Myth #4: You can engineer the uncertainty and “discomfort out of vulnerability.
Someone suggests that we should make vulnerability easier by engineering the uncertainty and emotion right out of it, maybe through an app and/or an algorithm to predict when it’s safe to be vulnerable with someone. This is the attempt to engineer the vulnerability and uncertainty out of systems and mitigate risk. However, Brown is talking about relational vulnerability, not systemic vulnerability. “Regardless of what you do and where you work, you’re called to be brave in vulnerability even if your job is engineering the vulnerability out of systems.”
Myth #5: Trust comes before vulnerability.

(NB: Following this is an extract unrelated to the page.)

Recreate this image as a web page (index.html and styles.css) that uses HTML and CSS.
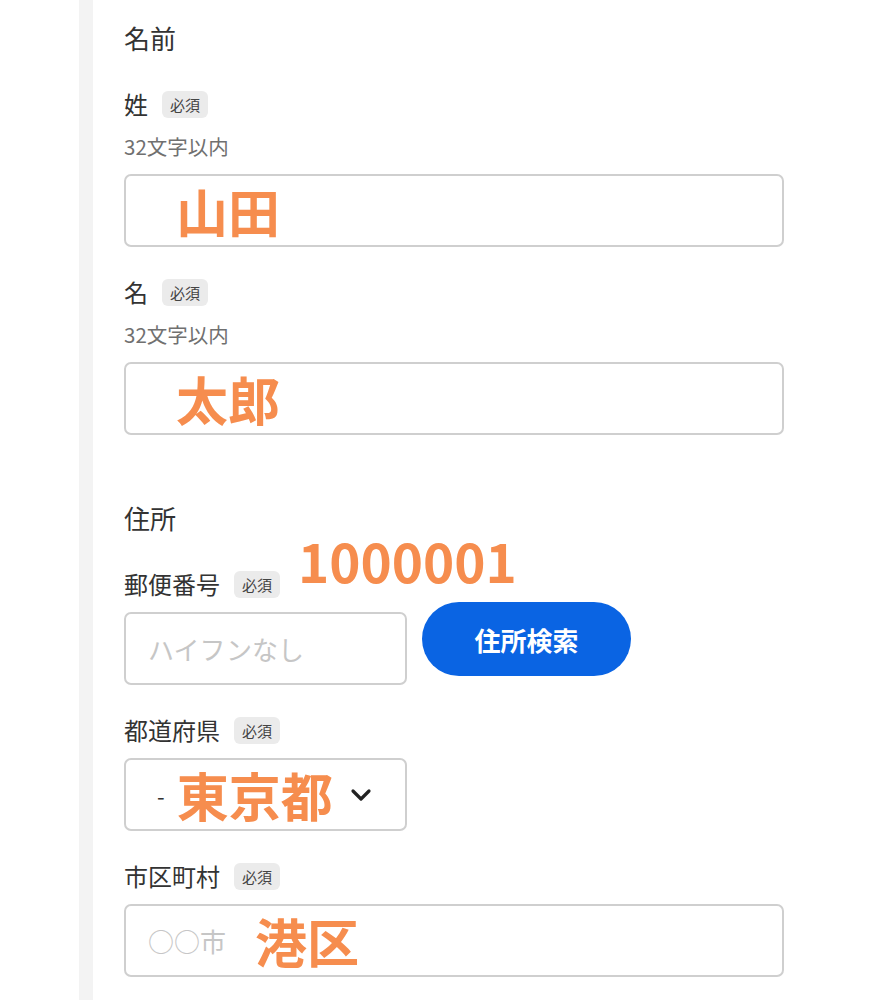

Conversations about relationships always bring up the chicken-egg debate about trust and vulnerability. “We need to trust to be vulnerable, and we need to be vulnerable in order to build trust.” In a research based on forty years of studying intimate relationships John Gottman was able to predict an outcome of divorce with 90 percent accuracy based on responses to a series of questions. Gottman says that trust is built in very small moments, which he calls “sliding door” moments. “In any interaction, there is a possibility of connecting with your partner or turning away from your partner. Trust is the stacking and layering of small moments and reciprocal vulnerability over time. Trust and vulnerability grow together, and to betray one is to destroy both.”
Myth #6: Vulnerability is disclosure.
Brown is not a proponent of oversharing, indiscriminate disclosure as a leadership tool, or vulnerability for vulnerability’s sake. Google’s five-year study on highly productive teams, Project Aristotle, found that feeling safe to take risks and be vulnerable in front of each other was for team members “far and away the most important of the five dynamics that set successful teams apart.” Harvard Business School professor Amy Edmondson defines this as “psychological safety.” Vulnerability is the building block.